Os casacos tinham destino certo. Seriam distribuídos a moradores de rua. Fazia frio naquela noite. Ela me contou ser bacharel em turismo e quis saber o que eu fazia. “Eu escrevo”, respondi-lhe. “Ah, você é escritora?”, ela tentou adivinhar. “Não! Escrevo muitas coisas. Trabalho em comunicação.”

Como a curiosidade dela ficou por aí, calei-me. Não me sinto à vontade para falar de mim a pessoas que pouco conheço. De mais a mais, ela reagiu à notícia de minha atividade de um jeito engraçado: “Nossa, então não posso escrever para você, porque você vai achar erro em tudo”. “Não tenho o hábito de corrigir as pessoas, até porque eu também erro. Português é muito difícil”, disse-lhe.

Na sequência, a Margarete quis saber se eu tinha e-mail. “Você gostaria de receber uma agenda semanal de eventos? Muitas das pessoas nesta sala recebem a minha agenda. Eu direciono as informações para o tipo de atividade das pessoas. Então, se você quiser, me passe o seu e-mail”, ela foi falando e já pegando uma caneta para as anotações.

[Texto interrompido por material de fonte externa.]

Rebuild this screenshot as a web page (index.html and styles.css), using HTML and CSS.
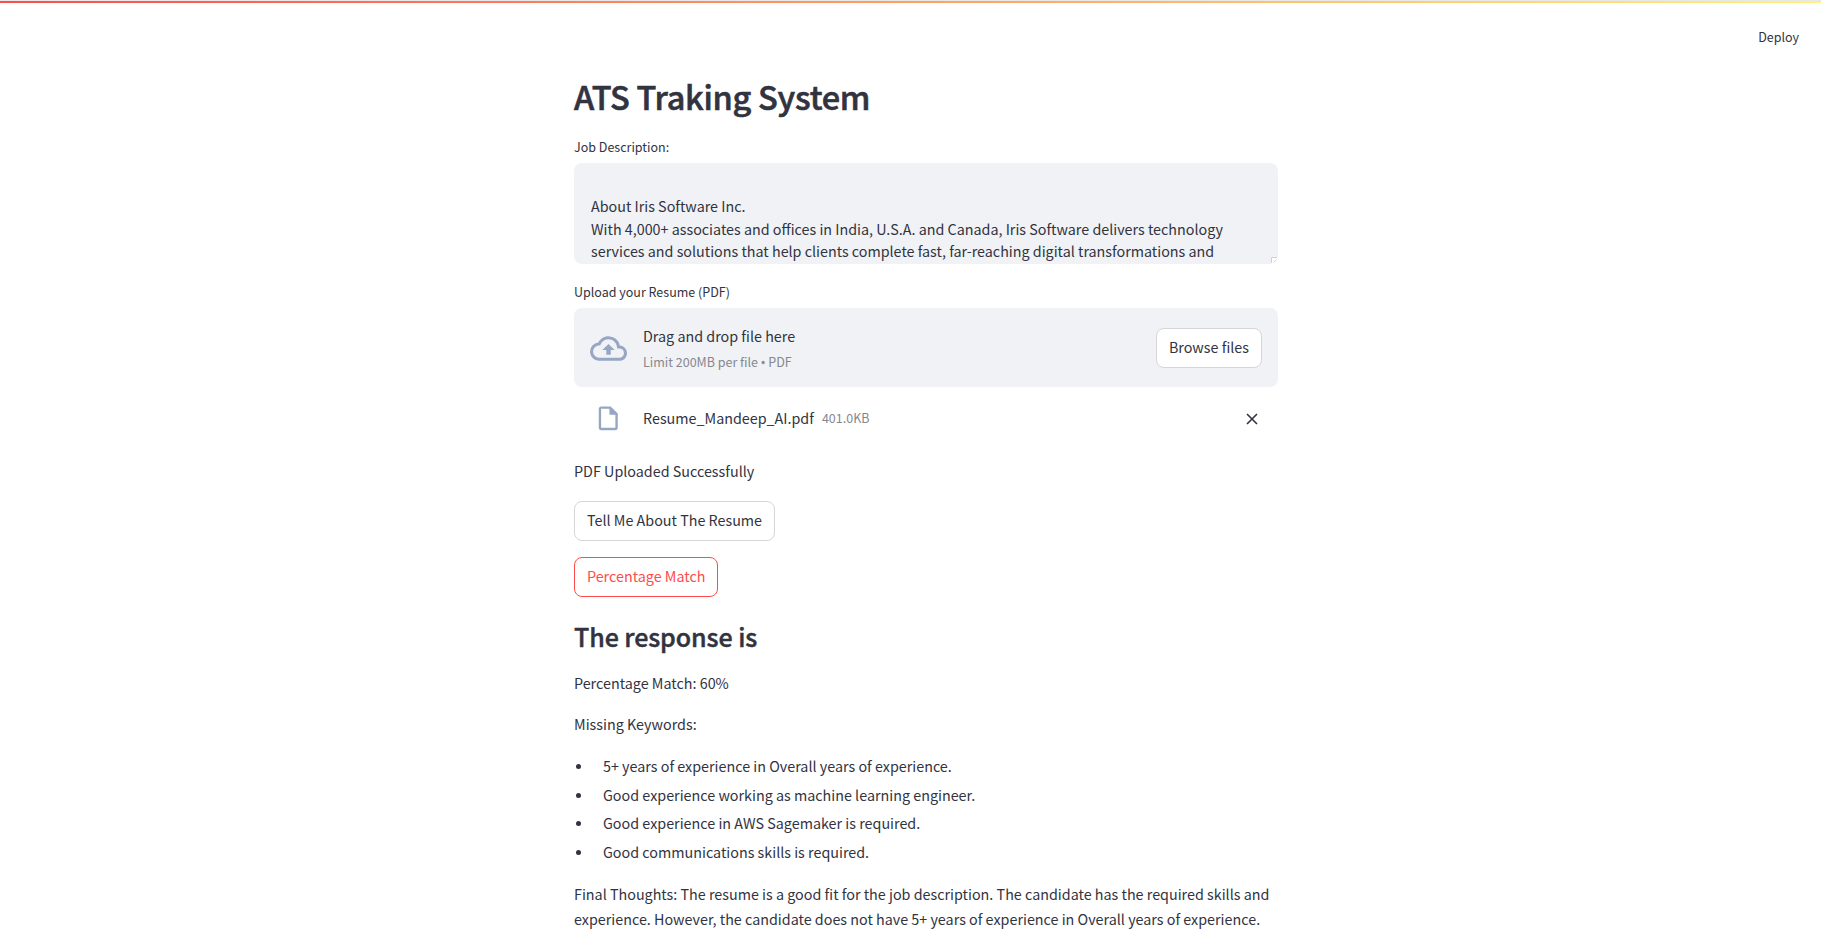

Nomes e endereços trocados, após a palestra ela ficou de me enviar a tal agenda e se despediu: “A gente se encontra por aí, em algum evento”.

Para refletir

Alguns dias depois, passei a receber a agenda: uma planilha Excel, na qual a Margarete lista dia, área, horário, nome do evento, local, se é gratuito ou pago, dá telefone e site para interessados fazerem contato. Educadamente, agradeci a gentileza e ela, educadamente, agradeceu minha atenção.

Na semana seguinte, recebi outra agenda. Independentemente dos eventos citados, observei que a Margarete faz um tipo de “página de rosto” à qual anexa a planilha. Na apresentação, ela faz comentários, indica sites para consultas e, ao final, sugere uma letra de canção para o destinatário refletir a respeito. Achei interessante. Agradeci o envio e ela, por sua vez, agradeceu por eu ter me manifestado.

Passada uma semana, chegou uma nova agenda. Na página inicial, a Margarete fornece endereços de ONGs ligadas ao voluntariado, no Brasil e no exterior. Encerra o texto com parte da letra de “Novo tempo”, de Ivan Lins e Vitor Martins, gravada por Ivan Lins em 1998.

Eu me lembrava da música, mas não de toda a letra. Recorri à internet. Li e reli a letra. Ela bem leva à reflexão de muita coisa que ocorre hoje, 15 anos depois da composição. Por certo, leva à reflexão de muita coisa que sempre ocorreu no Brasil e no mundo.

Espírito de voluntário

Na quinta-feira, 22 de agosto, fiquei mal. Logo cedo, vi uma foto terrível na primeira página do jornal: crianças mortas por armas químicas na Síria. Caí na armadilha de ver mais fotos nos noticiários da internet e a sensação de impotência subiu-me à cabeça. Não houve analgésico que me livrasse da dor.

No final de 2011, fiz menção à guerra civil que se desenrolava na Síria e cheguei a falar em 5.000 mortos. Hoje, mais de cem mil pessoas se foram para a vala comum de um conflito insano. Isso, sem falar na população que segue vivente, mas com sequelas eternas.

A distância, parecemos imunes a mais uma tragédia patrocinada pela ignorância do ser humano, mas só aparentemente. Meu irmão me disse que as fotos são implacáveis. Ele tem razão. Ainda bem que a Margarete me enviou a agenda da semana e me fez ler, ouvir e pensar em um novo tempo (... pra que nossa esperança seja mais que a vingança, seja sempre um caminho que se deixa de herança...).

A seu modo, o que ela faz é um tipo de voluntariado. Usa a internet de maneira original para servir outras pessoas, disseminar informação útil e estimular a reflexão. Obrigada, Margarete. Eu ainda não te agradeci pela agenda desta semana.

* Homenagem a Engel Paschoal (7/11/1945 a 31/3/2010), jornalista e escritor, criador desta coluna.